Visitors to the church square are greeted by the figure of an elephant designed by Bernini in 1667 and used as a base for a small Egyptian obelisk from the 6th century BC. The inscription on the pedestal says that it requires great strength to bear wisdom.
Basilica of Santa Maria Sopra Minerva was begun around 1280 in the Gothic style on the ruins of the Temple of Minerva but was not completed until 1453. Thus Santa Maria sopra Minerva is the only major Gothic church in Rome.
Located in the city centre, under the care of the Dominican preaching order, the church attracted the Roman people. Inside the basilica, there is a nave divided from the two aisles by arcades of columns, and side chapels decorated with paintings. The large number of tombs bear witness to the importance of this church in the religious life of the city.

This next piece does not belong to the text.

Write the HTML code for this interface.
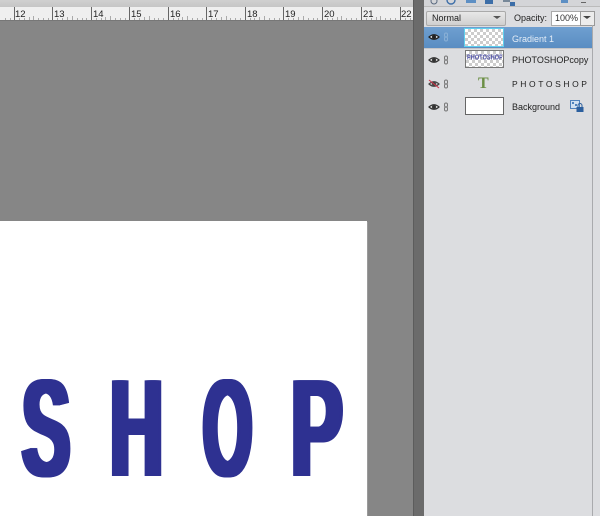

The best-known burial chapel is that of the Caraffa family in the transept, on the end wall on the right. It is also known as the Chapel of the Annunciation of St Thomas, and contains the tomb of Cardinal Oliviero Caraffa. It is famous for frescoes by Filippino Lippi from the period around 1489. Lippi simultaneously depitted the fame of the Mother of God and Virgin Mary and that of St Thomas Aquinas, who was a Dominican.
The remains of St Catherine of Siena (1347-1380) rest in the high altar. In a multitude of letters, she urged the popes to return to Rome from their exile in Avignon. To the left of the high altar is a marble statue of the resurrected Christ by Michelangelo (1521). The tomb of the exceptionally gifted church painter Fra Angelico, a member of the Dominican order, is in the side choir on the left.